The General Services Administration is halting new construction, said Administrator Martha Johnson, above. Funding for new construction dropped 91 precent last year, and the House Appropriations Committee gave the agency no money for it in fiscal 2012. (CHRIS MADDALONI / STAFF)
The General Services Administration may have to halt new construction if proposed budget cuts become reality, Administrator Martha Johnson said Monday.
"No new buildings in our future if you really look hard at the numbers," Johnson said at the GovGreen conference in Washington.
GSA saw its funding for new construction drop 91 percent from $894 million in fiscal 2010 to $82 million in fiscal 2011, and saw a 32 percent cut to its renovation budget from $414 million to $280 million over the same period.
Proposals for fiscal 2012 are bleaker: The House Appropriations Committee provides no money for new construction and $280 million for repairs. The Senate legislation provides $56 million for repairs and $280 million for new construction. The president's budget requested $840 million for new construction.
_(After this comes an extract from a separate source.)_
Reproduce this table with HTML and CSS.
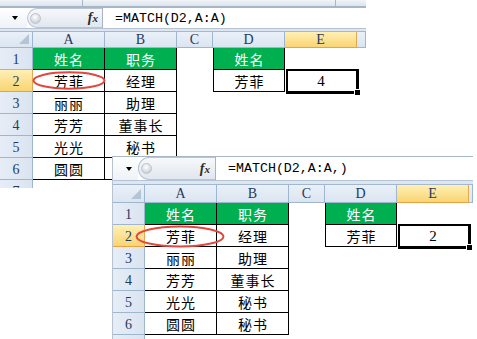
FILE: index.html
```html
<!DOCTYPE html>
<html>
<head>
<meta charset="utf-8">
<link rel="stylesheet" href="styles.css">
</head>
<body>
<div class="sheet s1">
  <div class="strip"><span class="tick t1"></span><span class="tick t2"></span></div>
  <div class="fbar">
    <div class="namebox"><span class="arrow"></span></div>
    <div class="pill"><span class="knob"></span><span class="fx">f<span class="x">x</span></span></div>
    <div class="formula">=MATCH(D2,A:A)</div>
  </div>
  <div class="gap"></div>
  <div class="grid">
    <div class="hd corner"><span class="tri"></span></div>
    <div class="hd">A</div><div class="hd">B</div><div class="hd">C</div><div class="hd">D</div><div class="hd sel">E</div><div class="hd"></div>

    <div class="rh">1</div>
    <div class="c t g">姓名</div><div class="c t g">职务</div><div class="c"></div><div class="c t l g">姓名</div><div class="c"></div><div class="c"></div>

    <div class="rh sel">2</div>
    <div class="c t ring"><span>芳菲</span><svg class="oval o1" width="74" height="19" viewBox="0 0 74 19"><ellipse cx="37" cy="9.5" rx="35.5" ry="8.2"/></svg></div>
    <div class="c t">经理</div><div class="c"></div><div class="c t l">芳菲</div>
    <div class="c num active">4<span class="selbox"><span class="handle"></span></span></div><div class="c"></div>

    <div class="rh">3</div>
    <div class="c t">丽丽</div><div class="c t">助理</div><div class="c"></div><div class="c"></div><div class="c"></div><div class="c"></div>

    <div class="rh">4</div>
    <div class="c t">芳芳</div><div class="c t">董事长</div><div class="c"></div><div class="c"></div><div class="c"></div><div class="c"></div>

    <div class="rh">5</div>
    <div class="c t">光光</div><div class="c t">秘书</div><div class="c"></div><div class="c"></div><div class="c"></div><div class="c"></div>

    <div class="rh">6</div>
    <div class="c t">圆圆</div><div class="c t">秘书</div><div class="c"></div><div class="c"></div><div class="c"></div><div class="c"></div>

    <div class="rh">7</div>
    <div class="c"></div><div class="c"></div><div class="c"></div><div class="c"></div><div class="c"></div><div class="c"></div>
  </div>
</div>

<div class="sheet s2">
  <div class="fbar">
    <div class="namebox"><span class="arrow"></span></div>
    <div class="pill"><span class="knob"></span><span class="fx">f<span class="x">x</span></span></div>
    <div class="formula">=MATCH(D2,A:A,)</div>
  </div>
  <div class="gap"></div>
  <div class="grid">
    <div class="hd corner"><span class="tri"></span></div>
    <div class="hd">A</div><div class="hd">B</div><div class="hd">C</div><div class="hd">D</div><div class="hd sel">E</div><div class="hd"></div>

    <div class="rh">1</div>
    <div class="c t g">姓名</div><div class="c t g">职务</div><div class="c"></div><div class="c t l g">姓名</div><div class="c"></div><div class="c"></div>

    <div class="rh sel">2</div>
    <div class="c t ring"><span>芳菲</span><svg class="oval o2" width="90" height="23" viewBox="0 0 90 23"><ellipse cx="45" cy="11.5" rx="43.5" ry="10"/></svg></div>
    <div class="c t">经理</div><div class="c"></div><div class="c t l">芳菲</div>
    <div class="c num active">2<span class="selbox"><span class="handle"></span></span></div><div class="c"></div>

    <div class="rh">3</div>
    <div class="c t">丽丽</div><div class="c t">助理</div><div class="c"></div><div class="c"></div><div class="c"></div><div class="c"></div>

    <div class="rh">4</div>
    <div class="c t">芳芳</div><div class="c t">董事长</div><div class="c"></div><div class="c"></div><div class="c"></div><div class="c"></div>

    <div class="rh">5</div>
    <div class="c t">光光</div><div class="c t">秘书</div><div class="c"></div><div class="c"></div><div class="c"></div><div class="c"></div>

    <div class="rh">6</div>
    <div class="c t">圆圆</div><div class="c t">秘书</div><div class="c"></div><div class="c"></div><div class="c"></div><div class="c"></div>

    <div class="rh">7</div>
    <div class="c"></div><div class="c"></div><div class="c"></div><div class="c"></div><div class="c"></div><div class="c"></div>
  </div>
</div>
</body>
</html>
```

FILE: styles.css
```css
* { box-sizing: border-box; margin: 0; padding: 0; }
html, body { background: #fff; }
body {
  margin: 0;
  width: 477px;
  height: 339px;
  overflow: hidden;
  position: relative;
  font-family: "Noto Sans CJK SC", "Noto Sans", sans-serif;
}

.sheet {
  display: flex;
  flex-direction: column;
  overflow: hidden;
  background: #fff;
}
.s1 { width: 366px; height: 188px; }
.s2 {
  position: absolute;
  left: 112px;
  top: 156px;
  width: 361px;
  height: 183px;
  border-top: 1px solid #a9b6c6;
  border-left: 1px solid #b7c3d1;
}

/* top ribbon edge */
.strip {
  flex: none;
  height: 8px;
  position: relative;
  background: linear-gradient(#f1f4f8, #dde4ec);
  border-bottom: 2px solid #a7b6c9;
}
.tick { position: absolute; top: 0; bottom: 0; width: 1px; background: #a9b6c6; }
.t1 { left: 82px; }
.t2 { left: 335px; }

/* formula bar */
.fbar {
  flex: none;
  display: flex;
  height: 21px;
  background: #fff;
  border-bottom: 1px solid #b6c3d3;
}
.s2 .fbar { height: 24px; }
.namebox {
  width: 27px;
  display: flex;
  align-items: center;
  justify-content: center;
  padding-left: 3px;
  background: linear-gradient(#ffffff, #eef2f7);
}
.s2 .namebox { width: 25px; padding-left: 7px; }
.arrow {
  width: 0; height: 0;
  border-left: 3.5px solid transparent;
  border-right: 3.5px solid transparent;
  border-top: 4px solid #000;
}
.pill {
  width: 75px;
  display: flex;
  align-items: center;
  justify-content: space-between;
  padding: 0 4px 0 2px;
  border: 1px solid #b9c4d2;
  border-right: none;
  border-radius: 11px 0 0 11px;
  background: linear-gradient(#f6f8fb, #e1e7ef);
}
.s2 .pill { width: 77px; padding: 0 5px 0 2px; }
.knob {
  width: 11px; height: 11px;
  border-radius: 50%;
  border: 1px solid #bcc3cd;
  background: radial-gradient(circle at 45% 35%, #ffffff, #cfd4db 70%, #b9bfc8);
}
.fx {
  font-family: "Liberation Serif", serif;
  font-style: italic;
  font-weight: bold;
  font-size: 14px;
  color: #2a2a2a;
  line-height: 1;
}
.fx .x { font-size: 11px; }
.formula {
  flex: 1;
  display: flex;
  align-items: center;
  padding-left: 12px;
  border-left: 1px solid #a6b4c5;
  font-family: "Liberation Mono", monospace;
  font-size: 13.3px;
  color: #000;
  white-space: nowrap;
}

.gap {
  flex: none;
  height: 3px;
  background: #dde6f1;
  border-bottom: 1px solid #a3b8cf;
}
.s2 .gap { height: 4px; }

/* grid */
.grid {
  display: grid;
  grid-template-columns: 33px 72px 72px 36px 72px 72px 1fr;
  grid-template-rows: 16px repeat(7, 22px);
}
.s2 .grid {
  grid-template-columns: 32px 72px 72px 36px 72px 72px 1fr;
  grid-template-rows: 18px repeat(7, 22px);
}

.hd, .rh {
  display: flex;
  justify-content: center;
  font-family: "Liberation Serif", serif;
  font-size: 14px;
  color: #1f3b60;
  border-right: 1px solid #9eb6ce;
  border-bottom: 1px solid #9eb6ce;
}
.hd {
  align-items: center;
  background: linear-gradient(#e9f0f8, #dbe5f1);
}
.rh {
  align-items: flex-end;
  padding-bottom: 1px;
  background: linear-gradient(90deg, #e6edf7, #dae4f0);
}
.hd.sel, .rh.sel {
  background: linear-gradient(#fff0b4, #f9d474);
  border-right-color: #e4a94f;
  border-bottom-color: #e8a23f;
}
.corner {
  justify-content: flex-end;
  align-items: flex-end;
  padding: 0 3px 3px 0;
}
.tri {
  width: 0; height: 0;
  border-left: 10px solid transparent;
  border-bottom: 10px solid #b3c4d7;
}

.c {
  display: flex;
  align-items: center;
  justify-content: center;
  font-size: 14px;
  letter-spacing: 1px;
  padding-left: 1px;
  color: #000;
  white-space: nowrap;
}
.t { border-right: 1px solid #000; border-bottom: 1px solid #000; }
.l { border-left: 1px solid #000; }
.g { background: #00b050; color: #fff; }
.num { font-family: "Liberation Serif", serif; font-size: 15px; letter-spacing: 0; padding-left: 0; }

.ring { position: relative; }
.oval { position: absolute; overflow: visible; }
.oval ellipse { fill: none; stroke: #e2463c; stroke-width: 2; }
.o1 { left: -1px; top: 1px; }
.o2 { left: -10px; top: 0; }

.active { position: relative; }
.selbox {
  position: absolute;
  left: 1px; top: -1px; right: -2px; bottom: -2px;
  border-style: solid;
  border-color: #000;
  border-width: 2px 3px 3px 2px;
}
.handle {
  position: absolute;
  right: -5px; bottom: -5px;
  width: 7px; height: 7px;
  background: #000;
  border: 1px solid #fff;
}
```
The federal building fund — the revolving pool of funding GSA uses to maintain property, pay rent and manage its construction and renovation portfolio — was cut from $9.1 billion in 2010 to $7.6 billion in 2011. Legislation passed by the House would cut it still further, to $7.2 billion, the lowest level since 2007.
The drastic budget cuts have forced the agency to look for "deep operational efficiencies," Johnson said.
While the government has been asked to go on a budgetary "diet" before, "today we the government are having our stomach stapled," Johnson said.
Budget cuts over the past year have forced GSA to postpone or cancel projects across the country and threatened its ability to provide basic services for its federal tenants.
GSA announced earlier this month it is indefinitely abandoning further renovations and a planned expansion of its headquarters in Washington. Employees who have been working in temporary leased offices during the renovation will move back to the headquarters building by February 2013 — 18 months ahead of the original move-in date.